TASK INPUTS -
########################################

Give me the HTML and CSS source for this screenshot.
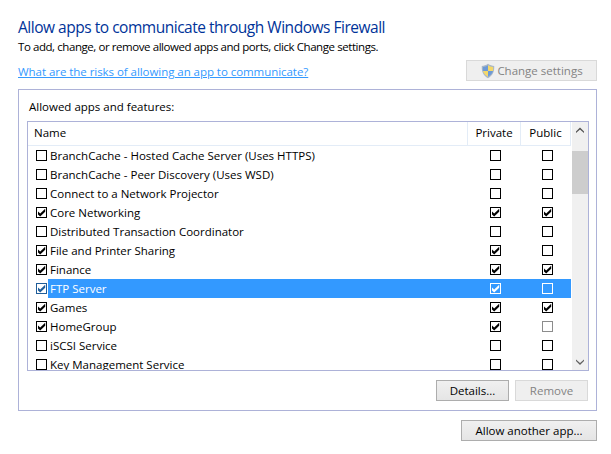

########################################

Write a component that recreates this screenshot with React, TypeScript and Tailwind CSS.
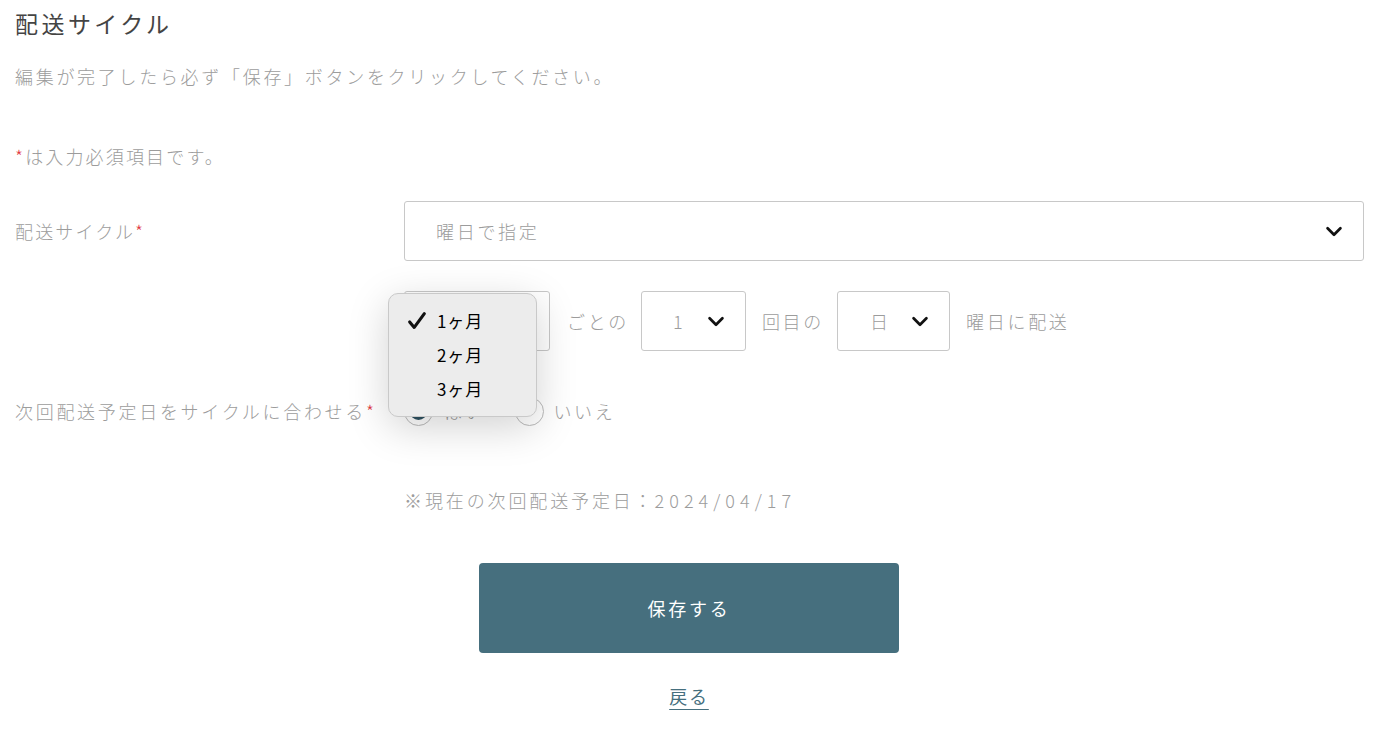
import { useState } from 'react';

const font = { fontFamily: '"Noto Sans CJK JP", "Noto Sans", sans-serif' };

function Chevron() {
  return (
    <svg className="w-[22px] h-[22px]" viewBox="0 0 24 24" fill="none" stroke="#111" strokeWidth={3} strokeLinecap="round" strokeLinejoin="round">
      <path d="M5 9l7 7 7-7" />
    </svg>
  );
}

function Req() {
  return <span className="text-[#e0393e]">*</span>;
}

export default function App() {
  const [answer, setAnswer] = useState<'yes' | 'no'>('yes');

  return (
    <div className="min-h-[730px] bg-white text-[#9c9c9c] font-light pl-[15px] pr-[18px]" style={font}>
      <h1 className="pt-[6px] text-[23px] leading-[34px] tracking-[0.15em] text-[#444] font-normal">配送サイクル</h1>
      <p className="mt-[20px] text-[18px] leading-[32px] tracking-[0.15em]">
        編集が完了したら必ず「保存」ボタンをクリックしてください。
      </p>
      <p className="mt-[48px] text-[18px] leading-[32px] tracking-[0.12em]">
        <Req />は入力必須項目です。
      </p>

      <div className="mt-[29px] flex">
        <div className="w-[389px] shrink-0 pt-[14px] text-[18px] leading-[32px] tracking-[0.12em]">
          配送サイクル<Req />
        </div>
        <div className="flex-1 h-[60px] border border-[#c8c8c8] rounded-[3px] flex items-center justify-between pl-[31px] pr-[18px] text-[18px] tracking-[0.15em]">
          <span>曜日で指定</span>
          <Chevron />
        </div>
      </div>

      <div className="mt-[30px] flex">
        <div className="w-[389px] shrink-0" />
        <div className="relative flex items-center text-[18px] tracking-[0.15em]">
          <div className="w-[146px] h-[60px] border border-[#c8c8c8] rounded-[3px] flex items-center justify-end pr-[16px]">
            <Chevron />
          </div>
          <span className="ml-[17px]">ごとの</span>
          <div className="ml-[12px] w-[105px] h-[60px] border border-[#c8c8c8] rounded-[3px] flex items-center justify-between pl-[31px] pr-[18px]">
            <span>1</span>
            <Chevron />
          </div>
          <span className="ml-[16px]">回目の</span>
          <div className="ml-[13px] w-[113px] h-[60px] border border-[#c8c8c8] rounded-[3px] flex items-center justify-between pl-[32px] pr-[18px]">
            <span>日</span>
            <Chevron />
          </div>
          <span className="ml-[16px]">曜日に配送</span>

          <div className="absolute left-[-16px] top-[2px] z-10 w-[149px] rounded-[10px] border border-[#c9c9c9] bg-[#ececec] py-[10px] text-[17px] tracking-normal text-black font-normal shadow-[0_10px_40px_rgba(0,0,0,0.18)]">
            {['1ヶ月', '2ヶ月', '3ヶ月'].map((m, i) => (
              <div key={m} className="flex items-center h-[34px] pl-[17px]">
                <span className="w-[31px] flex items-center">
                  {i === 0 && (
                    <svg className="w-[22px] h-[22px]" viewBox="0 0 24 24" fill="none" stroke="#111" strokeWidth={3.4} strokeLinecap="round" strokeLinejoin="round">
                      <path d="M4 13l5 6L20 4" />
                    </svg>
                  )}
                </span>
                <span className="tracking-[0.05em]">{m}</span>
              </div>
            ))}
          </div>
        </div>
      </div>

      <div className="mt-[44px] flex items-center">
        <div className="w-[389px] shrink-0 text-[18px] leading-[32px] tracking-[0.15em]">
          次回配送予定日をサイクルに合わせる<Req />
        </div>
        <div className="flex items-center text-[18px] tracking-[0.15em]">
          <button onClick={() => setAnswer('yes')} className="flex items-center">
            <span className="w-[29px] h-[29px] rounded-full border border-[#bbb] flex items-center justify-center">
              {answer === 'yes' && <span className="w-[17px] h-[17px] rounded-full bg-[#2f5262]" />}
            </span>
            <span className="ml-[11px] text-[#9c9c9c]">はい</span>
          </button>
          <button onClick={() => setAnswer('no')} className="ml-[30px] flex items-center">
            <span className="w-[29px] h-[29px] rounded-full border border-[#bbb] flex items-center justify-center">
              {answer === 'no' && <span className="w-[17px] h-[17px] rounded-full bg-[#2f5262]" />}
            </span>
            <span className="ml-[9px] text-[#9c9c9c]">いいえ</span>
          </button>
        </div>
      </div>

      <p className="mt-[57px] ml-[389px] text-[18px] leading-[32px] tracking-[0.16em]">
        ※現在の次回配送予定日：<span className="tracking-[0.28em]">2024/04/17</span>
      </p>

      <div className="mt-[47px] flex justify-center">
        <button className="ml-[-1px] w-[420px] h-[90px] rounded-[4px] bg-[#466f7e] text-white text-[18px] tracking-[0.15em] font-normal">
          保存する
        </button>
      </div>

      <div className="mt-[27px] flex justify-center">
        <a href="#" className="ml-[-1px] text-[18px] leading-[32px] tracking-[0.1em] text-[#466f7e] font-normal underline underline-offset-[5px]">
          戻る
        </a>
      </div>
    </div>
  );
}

########################################

SHORT PROBLEM - In the listing above, find the line containing "Write a component" and the line containing "const [answer, setAnswer]", then return both of them and every line between, exactly, without pictures.

RESPONSE TO THE EXERCISE -
Write a component that recreates this screenshot with React, TypeScript and Tailwind CSS.
import { useState } from 'react';

const font = { fontFamily: '"Noto Sans CJK JP", "Noto Sans", sans-serif' };

function Chevron() {
  return (
    <svg className="w-[22px] h-[22px]" viewBox="0 0 24 24" fill="none" stroke="#111" strokeWidth={3} strokeLinecap="round" strokeLinejoin="round">
      <path d="M5 9l7 7 7-7" />
    </svg>
  );
}

function Req() {
  return <span className="text-[#e0393e]">*</span>;
}

export default function App() {
  const [answer, setAnswer] = useState<'yes' | 'no'>('yes');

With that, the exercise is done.